Web page code records:
— BEGIN —

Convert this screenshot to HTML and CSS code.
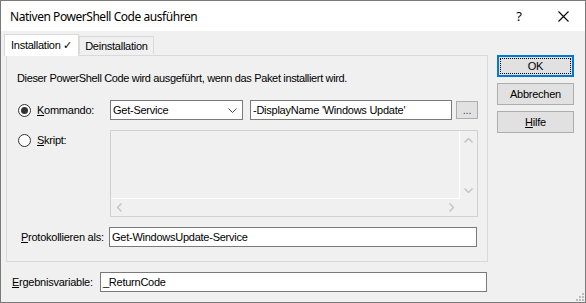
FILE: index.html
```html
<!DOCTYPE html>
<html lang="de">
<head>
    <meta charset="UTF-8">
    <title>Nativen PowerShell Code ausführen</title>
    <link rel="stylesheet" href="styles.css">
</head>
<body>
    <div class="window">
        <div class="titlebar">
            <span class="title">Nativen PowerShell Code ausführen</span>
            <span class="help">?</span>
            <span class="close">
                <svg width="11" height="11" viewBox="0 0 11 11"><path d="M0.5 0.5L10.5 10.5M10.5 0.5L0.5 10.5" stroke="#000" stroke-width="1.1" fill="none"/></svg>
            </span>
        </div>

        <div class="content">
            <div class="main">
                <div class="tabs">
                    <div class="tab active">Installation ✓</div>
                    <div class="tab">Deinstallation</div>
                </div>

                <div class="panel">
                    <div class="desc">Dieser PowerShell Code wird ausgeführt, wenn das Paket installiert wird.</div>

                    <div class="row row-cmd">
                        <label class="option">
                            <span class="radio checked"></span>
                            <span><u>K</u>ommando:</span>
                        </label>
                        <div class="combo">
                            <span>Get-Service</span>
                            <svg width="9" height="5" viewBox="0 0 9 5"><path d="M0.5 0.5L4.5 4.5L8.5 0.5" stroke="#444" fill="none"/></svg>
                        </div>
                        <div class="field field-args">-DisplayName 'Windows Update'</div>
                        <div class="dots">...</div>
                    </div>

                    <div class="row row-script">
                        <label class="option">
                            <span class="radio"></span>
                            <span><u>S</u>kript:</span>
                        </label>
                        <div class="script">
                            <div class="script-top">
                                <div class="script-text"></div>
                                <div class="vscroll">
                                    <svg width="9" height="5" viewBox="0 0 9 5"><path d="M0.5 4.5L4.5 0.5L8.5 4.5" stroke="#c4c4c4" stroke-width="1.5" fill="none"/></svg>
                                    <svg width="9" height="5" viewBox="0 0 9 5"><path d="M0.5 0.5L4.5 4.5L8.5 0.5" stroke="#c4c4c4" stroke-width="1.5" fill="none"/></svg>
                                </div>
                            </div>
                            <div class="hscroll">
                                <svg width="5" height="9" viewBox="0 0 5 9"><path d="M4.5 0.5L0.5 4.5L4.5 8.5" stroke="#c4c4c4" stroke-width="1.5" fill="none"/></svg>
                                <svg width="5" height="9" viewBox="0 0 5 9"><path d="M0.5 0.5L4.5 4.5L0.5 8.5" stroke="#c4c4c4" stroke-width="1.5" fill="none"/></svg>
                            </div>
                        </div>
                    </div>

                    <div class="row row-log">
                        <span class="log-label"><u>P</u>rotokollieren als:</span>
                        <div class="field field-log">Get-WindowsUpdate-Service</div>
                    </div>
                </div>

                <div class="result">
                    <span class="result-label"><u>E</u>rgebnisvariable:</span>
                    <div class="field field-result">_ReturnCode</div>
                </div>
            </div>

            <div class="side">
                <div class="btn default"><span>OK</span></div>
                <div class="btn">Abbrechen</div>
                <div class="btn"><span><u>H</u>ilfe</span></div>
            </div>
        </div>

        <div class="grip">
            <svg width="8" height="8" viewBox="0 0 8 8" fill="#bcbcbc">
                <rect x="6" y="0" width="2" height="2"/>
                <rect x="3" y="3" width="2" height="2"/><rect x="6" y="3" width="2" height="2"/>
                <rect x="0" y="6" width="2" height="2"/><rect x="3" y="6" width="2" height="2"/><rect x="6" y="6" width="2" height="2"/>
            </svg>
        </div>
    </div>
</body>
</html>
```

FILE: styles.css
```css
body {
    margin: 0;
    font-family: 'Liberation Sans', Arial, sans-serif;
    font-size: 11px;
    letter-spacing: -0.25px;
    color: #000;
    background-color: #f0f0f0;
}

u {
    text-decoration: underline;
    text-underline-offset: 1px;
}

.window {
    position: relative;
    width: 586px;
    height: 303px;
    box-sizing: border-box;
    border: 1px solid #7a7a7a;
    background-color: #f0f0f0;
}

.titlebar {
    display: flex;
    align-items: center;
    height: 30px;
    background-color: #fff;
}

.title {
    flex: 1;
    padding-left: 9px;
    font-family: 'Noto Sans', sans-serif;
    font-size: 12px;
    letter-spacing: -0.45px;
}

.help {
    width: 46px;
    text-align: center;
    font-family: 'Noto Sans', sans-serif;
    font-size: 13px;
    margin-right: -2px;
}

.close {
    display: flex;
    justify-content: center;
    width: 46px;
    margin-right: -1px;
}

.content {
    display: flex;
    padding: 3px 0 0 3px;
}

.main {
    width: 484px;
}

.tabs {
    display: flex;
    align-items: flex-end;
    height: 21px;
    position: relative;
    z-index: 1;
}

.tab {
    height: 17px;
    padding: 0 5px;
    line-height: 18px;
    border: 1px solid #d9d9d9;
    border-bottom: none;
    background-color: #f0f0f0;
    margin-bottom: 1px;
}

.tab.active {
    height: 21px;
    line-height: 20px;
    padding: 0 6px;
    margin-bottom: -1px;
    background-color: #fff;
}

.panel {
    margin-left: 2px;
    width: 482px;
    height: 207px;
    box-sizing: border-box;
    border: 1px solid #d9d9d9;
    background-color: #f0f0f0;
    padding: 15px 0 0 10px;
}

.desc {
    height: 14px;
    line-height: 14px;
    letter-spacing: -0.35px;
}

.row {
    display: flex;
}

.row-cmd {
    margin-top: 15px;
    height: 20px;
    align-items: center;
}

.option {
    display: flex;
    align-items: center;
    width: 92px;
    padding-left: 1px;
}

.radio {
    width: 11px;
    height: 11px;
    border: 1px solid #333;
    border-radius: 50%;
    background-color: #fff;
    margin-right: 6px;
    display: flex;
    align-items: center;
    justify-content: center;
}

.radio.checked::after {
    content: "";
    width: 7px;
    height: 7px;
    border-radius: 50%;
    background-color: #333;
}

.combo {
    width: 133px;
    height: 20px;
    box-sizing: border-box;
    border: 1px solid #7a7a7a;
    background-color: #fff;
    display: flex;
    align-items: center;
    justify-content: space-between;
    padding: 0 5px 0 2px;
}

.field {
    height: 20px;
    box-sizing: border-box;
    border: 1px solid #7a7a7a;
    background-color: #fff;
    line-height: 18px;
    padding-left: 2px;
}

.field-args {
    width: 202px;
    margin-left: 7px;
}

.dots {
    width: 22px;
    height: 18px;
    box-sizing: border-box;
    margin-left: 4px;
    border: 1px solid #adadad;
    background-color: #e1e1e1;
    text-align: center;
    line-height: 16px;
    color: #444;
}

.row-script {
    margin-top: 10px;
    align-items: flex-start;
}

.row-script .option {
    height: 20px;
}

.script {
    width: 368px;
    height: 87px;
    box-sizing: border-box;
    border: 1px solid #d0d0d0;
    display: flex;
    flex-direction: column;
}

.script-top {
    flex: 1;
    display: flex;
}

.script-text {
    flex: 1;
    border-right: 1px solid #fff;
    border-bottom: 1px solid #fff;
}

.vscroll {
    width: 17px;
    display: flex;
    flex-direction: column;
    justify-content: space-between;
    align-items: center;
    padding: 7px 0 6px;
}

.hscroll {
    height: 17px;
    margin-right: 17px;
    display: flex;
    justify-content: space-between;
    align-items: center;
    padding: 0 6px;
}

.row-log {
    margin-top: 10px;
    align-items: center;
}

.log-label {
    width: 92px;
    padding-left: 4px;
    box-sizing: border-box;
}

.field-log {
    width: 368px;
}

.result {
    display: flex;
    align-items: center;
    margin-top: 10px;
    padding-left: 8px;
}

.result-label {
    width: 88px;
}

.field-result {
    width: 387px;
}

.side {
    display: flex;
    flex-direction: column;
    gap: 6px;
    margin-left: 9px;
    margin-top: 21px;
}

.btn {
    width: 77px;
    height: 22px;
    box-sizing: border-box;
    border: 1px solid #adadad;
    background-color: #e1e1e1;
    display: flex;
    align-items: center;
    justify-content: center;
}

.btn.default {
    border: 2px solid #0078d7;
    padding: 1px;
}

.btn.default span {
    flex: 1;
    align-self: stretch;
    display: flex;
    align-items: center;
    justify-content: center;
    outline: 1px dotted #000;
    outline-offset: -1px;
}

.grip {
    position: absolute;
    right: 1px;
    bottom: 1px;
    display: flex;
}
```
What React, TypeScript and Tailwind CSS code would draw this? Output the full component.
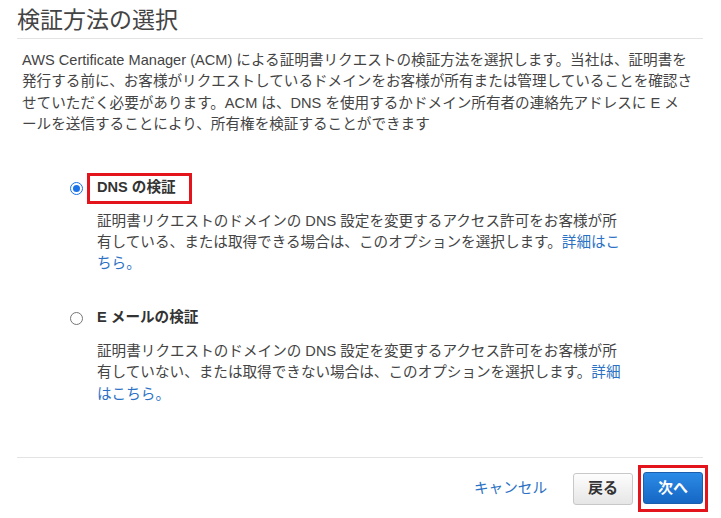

— END —

Return each line where "this" shows up.

Convert this screenshot to HTML and CSS code.
What React, TypeScript and Tailwind CSS code would draw this? Output the full component.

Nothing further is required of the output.